Il 7 aprile il Ruanda ha avviato 100 giorni di commemorazioni del genocidio che tra aprile e luglio del 1994 portò all’uccisione di 800.000 persone, appartenenti in larghissima maggioranza di etnia tutsi. Nel macabro tentativo del governo ruandese di eliminare il gruppo etnico furono migliaia anche le vittime di etnia hutu che si opponevano al massacro. Si trattò dunque di un genocidio fu pianificato. L’esecutivo ad interim che all’epoca assunse il potere dopo che l’aereo del presidente Juvenal Habyarimana era esploso in volo sui cieli della capitale Kigali, demonizzò intenzionalmente la minoranza tutsi, scegliendo di manipolare ed esacerbare le tensioni già in atto e ricorrendo all’odio nel tentativo di rimanere al potere. Nei mesi successivi alla mattanza i tribunali di comunità, conosciuti come gacaca, processarono oltre due milioni di persone. Il Tribunale penale internazionale per il Ruanda ha condannato 62 persone, tra cui ex alti funzionari del governo e altre persone che ebbero un ruolo di primo piano nel genocidio. Ma è falso dire che ad oggi giustizia è stata realmente fatta per le vittime di questo orrore.
In occasione del 25esimo anniversario di una delle più atroci tragedie che l’umanità abbia mai conosciuto, Amnesty International ha dichiarato che la pericolosa tendenza globale verso politiche divisive e piene d’odio è la prova che il mondo non ha imparato la terribile lezione del 1994.
“Troppo spesso la coscienza dei leader mondiali si desta vergognosamente dopo atrocità di massa; poi le notizie cambiano e gli esponenti politici riprendono rapidamente a spargere esattamente quella retorica odiosa e disumanizzante che alimenta quegli eventi orribili”, ha dichiarato Kumi Naidoo, segretario generale di Amnesty International.
“In questo tremendo anniversario, siamo accanto alle vittime, alle loro famiglie e ai sopravvissuti nella loro pena e nel loro dolore.

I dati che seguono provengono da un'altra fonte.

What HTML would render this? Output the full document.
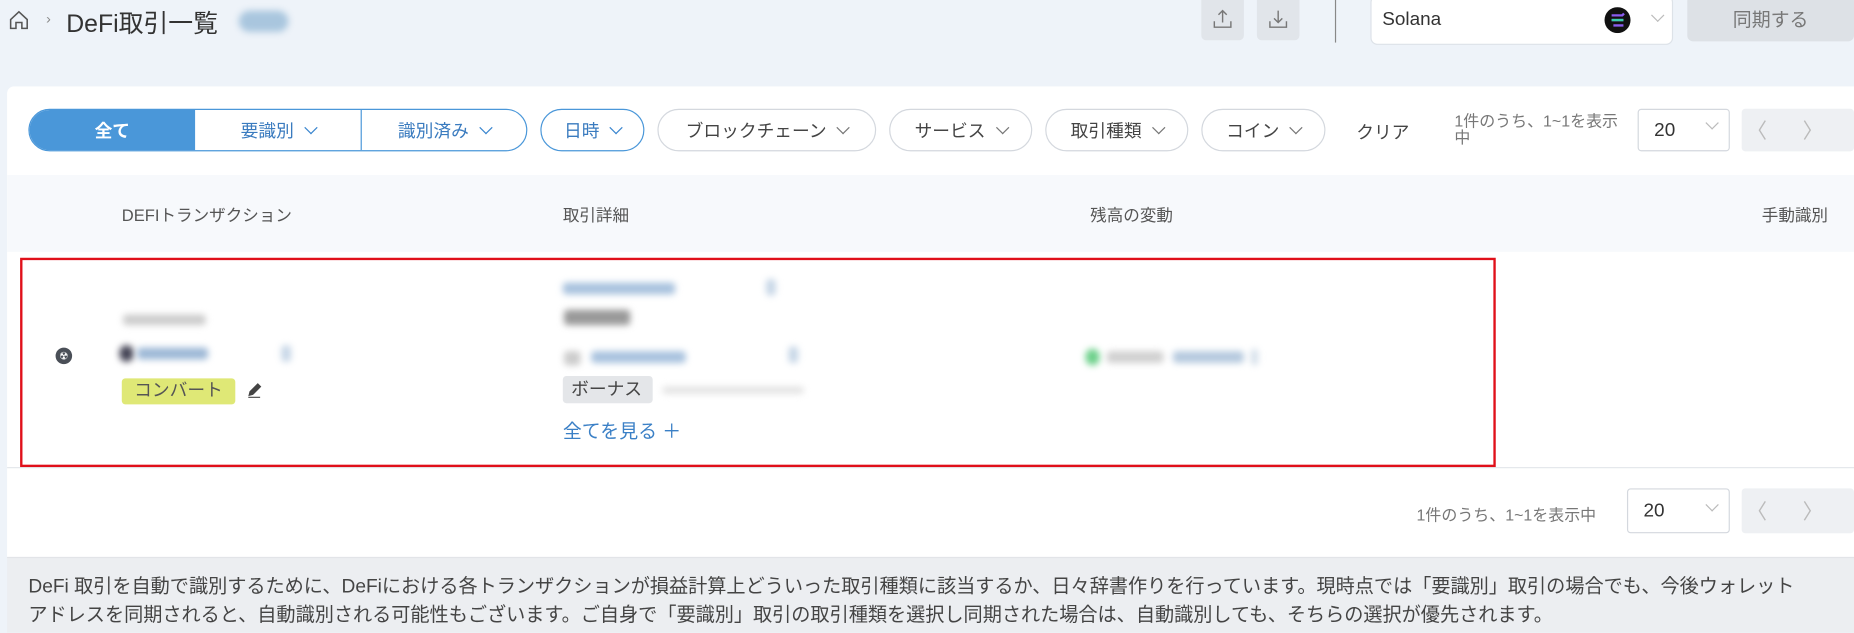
<!DOCTYPE html>
<html><head><meta charset="utf-8"><style>
*{box-sizing:border-box;margin:0;padding:0}
html,body{width:1854px;height:633px;overflow:hidden;background:#eef3f9}
#w{position:absolute;left:0;top:0;width:1568px;height:535px;transform:scale(1.18240);transform-origin:0 0;font-family:"Liberation Sans","Noto Sans CJK JP",sans-serif;color:#333}
.a{position:absolute}
.pill{position:absolute;top:92px;height:36px;border:1px solid #d4d8de;border-radius:18px;background:#fff;display:flex;align-items:center;justify-content:center;font-size:15px;color:#444;gap:6px}
.chev{display:inline-block;width:8px;height:8px;border-right:1.3px solid #777;border-bottom:1.3px solid #777;transform:rotate(45deg);margin-top:-5px;margin-left:4px}
.blue .chev{border-color:#3a86cf}
.blur{position:absolute;filter:blur(3px);border-radius:3px}
</style></head><body><div id="w">
<svg class="a" style="left:7px;top:8px" width="18" height="18" viewBox="0 0 18 18"><path d="M2 8.5L9 2l7 6.5V16h-4.5v-5h-5v5H2z" fill="none" stroke="#555" stroke-width="1.3"/></svg>
<div class="a" style="left:39px;top:9px;font-size:12px;color:#888">›</div>
<div class="a" style="left:56px;top:4px;font-size:21px;color:#333">DeFi取引一覧</div>
<div class="blur" style="left:202px;top:9px;width:42px;height:18px;background:#a9c6de;border-radius:9px"></div>
<div class="a" style="left:1016px;top:0;width:36px;height:34px;background:#e1e5ea;border-radius:0 0 4px 4px"></div>
<svg class="a" style="left:1025px;top:7px" width="18" height="18" viewBox="0 0 18 18" fill="none" stroke="#777" stroke-width="1.2"><path d="M9 12V2M5.5 5.5L9 2l3.5 3.5M2 11v5h14v-5"/></svg>
<div class="a" style="left:1063px;top:0;width:36px;height:34px;background:#e1e5ea;border-radius:0 0 4px 4px"></div>
<svg class="a" style="left:1072px;top:7px" width="18" height="18" viewBox="0 0 18 18" fill="none" stroke="#777" stroke-width="1.2"><path d="M9 2v10M5.5 8.5L9 12l3.5-3.5M2 11v5h14v-5"/></svg>
<div class="a" style="left:1129px;top:0;width:1px;height:36px;background:#888"></div>
<div class="a" style="left:1159px;top:-4px;width:256px;height:42px;background:#fff;border:1px solid #dde2e8;border-radius:6px"></div>
<div class="a" style="left:1169px;top:8px;font-size:16px;color:#333">Solana</div>
<svg class="a" style="left:1357px;top:6px" width="22" height="22" viewBox="0 0 22 22"><circle cx="11" cy="11" r="11" fill="#111"/><path d="M6 7h9l1.5-1.5M6 11h10M7.5 15.5H16" stroke="#8a5cf0" stroke-width="2"/><path d="M6 11h10" stroke="#3ad0b0" stroke-width="2"/></svg>
<span class="a chev" style="left:1394px;top:14px;border-color:#bbb"></span>
<div class="a" style="left:1427px;top:-4px;width:141px;height:39px;background:#dde1e6;border-radius:5px;font-size:16px;color:#777;text-align:center;line-height:43px">同期する</div>
<div class="a" style="left:6px;top:73px;width:1562px;height:400px;background:#fff;border-radius:6px 0 0 0"></div>
<div class="a" style="left:24px;top:92px;width:422px;height:36px;border:1px solid #4a97d9;border-radius:18px;overflow:hidden;display:flex;font-size:15px">
<div style="width:140px;background:#4a97d9;color:#fff;display:flex;align-items:center;justify-content:center;font-weight:bold">全て</div>
<div class="blue" style="width:141px;border-right:1px solid #4a97d9;color:#3a7bbf;display:flex;align-items:center;justify-content:center;gap:6px">要識別<span class="chev"></span></div>
<div class="blue" style="flex:1;color:#3a7bbf;display:flex;align-items:center;justify-content:center;gap:6px">識別済み<span class="chev"></span></div></div>
<div class="pill blue" style="left:457px;width:88px;border-color:#4a97d9;color:#3a7bbf">日時<span class="chev"></span></div>
<div class="pill" style="left:556px;width:185px">ブロックチェーン<span class="chev"></span></div>
<div class="pill" style="left:752px;width:121px">サービス<span class="chev"></span></div>
<div class="pill" style="left:884px;width:121px">取引種類<span class="chev"></span></div>
<div class="pill" style="left:1016px;width:105px">コイン<span class="chev"></span></div>
<div class="a" style="left:1147px;top:101px;font-size:15px;color:#444">クリア</div>
<div class="a" style="left:1230px;top:96px;font-size:13.5px;color:#777;line-height:14px;width:140px">1件のうち、1~1を表示中</div>
<div class="a" style="left:1385px;top:92px;width:78px;height:36px;border:1px solid #d4d8de;border-radius:3px;font-size:16px;padding:9px 0 0 13px">20</div>
<span class="a chev" style="left:1440px;top:105px;border-color:#bbb"></span>
<div class="a" style="left:1473px;top:92px;width:95px;height:36px;background:#eef0f3;border-radius:3px"></div>
<svg class="a" style="left:1473px;top:92px" width="95" height="36" fill="none" stroke="#bbb" stroke-width="1.2"><path d="M20 10l-5 8 5 8M53 10l5 8-5 8"/></svg>
<div class="a" style="left:6px;top:148px;width:1562px;height:65px;background:#f7f9fc"></div>
<div class="a" style="left:103px;top:172px;font-size:14px;color:#555">DEFIトランザクション</div>
<div class="a" style="left:476px;top:172px;font-size:14px;color:#555">取引詳細</div>
<div class="a" style="left:922px;top:172px;font-size:14px;color:#555">残高の変動</div>
<div class="a" style="left:1490px;top:172px;font-size:14px;color:#555">手動識別</div>
<div class="a" style="left:6px;top:395px;width:1562px;height:1px;background:#e4e7eb"></div>
<div class="a" style="left:17px;top:218px;width:1248px;height:177px;border:2px solid #e0101a"></div>
<div class="a" style="left:47px;top:294px;width:14px;height:14px;border-radius:50%;background:#4a4f57;color:#fff;font-size:9px;text-align:center;line-height:14px">☢</div>
<div class="blur" style="left:104px;top:266px;width:70px;height:9px;background:#ccc"></div>
<div class="blur" style="left:101px;top:292px;width:12px;height:14px;background:#445;border-radius:6px"></div>
<div class="blur" style="left:116px;top:294px;width:60px;height:10px;background:#9db8d6"></div>
<div class="blur" style="left:238px;top:292px;width:8px;height:14px;background:#c5d5e6"></div>
<div class="a" style="left:103px;top:320px;width:96px;height:22px;background:#dfe876;border-radius:3px;font-size:15px;color:#555;text-align:center;line-height:22px">コンバート</div>
<svg class="a" style="left:207px;top:322px" width="16" height="16" viewBox="0 0 16 16"><path d="M3 13l1-4 7-7 3 3-7 7z" fill="#444"/><path d="M3 14h10" stroke="#444"/></svg>
<div class="blur" style="left:476px;top:239px;width:95px;height:10px;background:#a8c2de"></div>
<div class="blur" style="left:648px;top:236px;width:8px;height:14px;background:#c5d5e6"></div>
<div class="blur" style="left:477px;top:262px;width:56px;height:13px;background:#999"></div>
<div class="blur" style="left:477px;top:297px;width:14px;height:12px;background:#ccc"></div>
<div class="blur" style="left:500px;top:297px;width:80px;height:10px;background:#a8c2de"></div>
<div class="blur" style="left:667px;top:293px;width:8px;height:14px;background:#c5d5e6"></div>
<div class="a" style="left:476px;top:318px;width:76px;height:23px;background:#e4e6e9;border-radius:3px;font-size:15px;color:#444;padding-left:7px;line-height:23px">ボーナス</div>
<div class="blur" style="left:560px;top:327px;width:120px;height:6px;background:#e2e2e2"></div>
<div class="a" style="left:476px;top:351px;font-size:16px;color:#3b80c6">全てを見る ＋</div>
<div class="blur" style="left:918px;top:295px;width:12px;height:14px;background:#6cd08a;border-radius:6px"></div>
<div class="blur" style="left:936px;top:297px;width:48px;height:10px;background:#d0d0d0"></div>
<div class="blur" style="left:992px;top:297px;width:60px;height:10px;background:#b5c9de"></div>
<div class="blur" style="left:1058px;top:295px;width:6px;height:14px;background:#d2dee9"></div>
<div class="a" style="left:1198px;top:424px;font-size:13.5px;color:#777;width:170px;white-space:nowrap">1件のうち、1~1を表示中</div>
<div class="a" style="left:1376px;top:413px;width:87px;height:38px;border:1px solid #d4d8de;border-radius:3px;font-size:16px;padding:10px 0 0 13px">20</div>
<span class="a chev" style="left:1440px;top:428px;border-color:#bbb"></span>
<div class="a" style="left:1473px;top:413px;width:95px;height:38px;background:#eef0f3;border-radius:3px"></div>
<svg class="a" style="left:1473px;top:414px" width="95" height="36" fill="none" stroke="#bbb" stroke-width="1.2"><path d="M20 10l-5 8 5 8M53 10l5 8-5 8"/></svg>
<div class="a" style="left:6px;top:471px;width:1562px;height:64px;background:#eceef1;border-top:1px solid #e2e4e8"></div>
<div class="a" style="left:24px;top:484px;font-size:16.2px;color:#444;line-height:24px;width:1544px;white-space:nowrap">DeFi 取引を自動で識別するために、DeFiにおける各トランザクションが損益計算上どういった取引種類に該当するか、日々辞書作りを行っています。現時点では「要識別」取引の場合でも、今後ウォレット<br>アドレスを同期されると、自動識別される可能性もございます。ご自身で「要識別」取引の取引種類を選択し同期された場合は、自動識別しても、そちらの選択が優先されます。</div>
</div></body></html>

Ricordare deve servire a risvegliare le nostre coscienze e a sollecitare la nostra comune umanità. Siamo tutti esseri umani con gli stessi diritti umani e desiderosi di vivere liberi dalla violenza e dalla repressione”, ha proseguito Naidoo.
“Dopo il genocidio in Ruanda il mondo concordò che l’odio e le politiche divisive non sarebbero mai più stati tollerati. Invece, di volta in volta, abbiamo assistito con mortificato orrore a ulteriori atrocità di massa. Dovremmo apprendere da queste tragedie, come pare stia facendo la Nuova Zelanda, praticando una politica più gentile che metta in primo piano la nostra comune umanità e ci faccia elogiare le nostre differenze”, ha concluso Naidoo.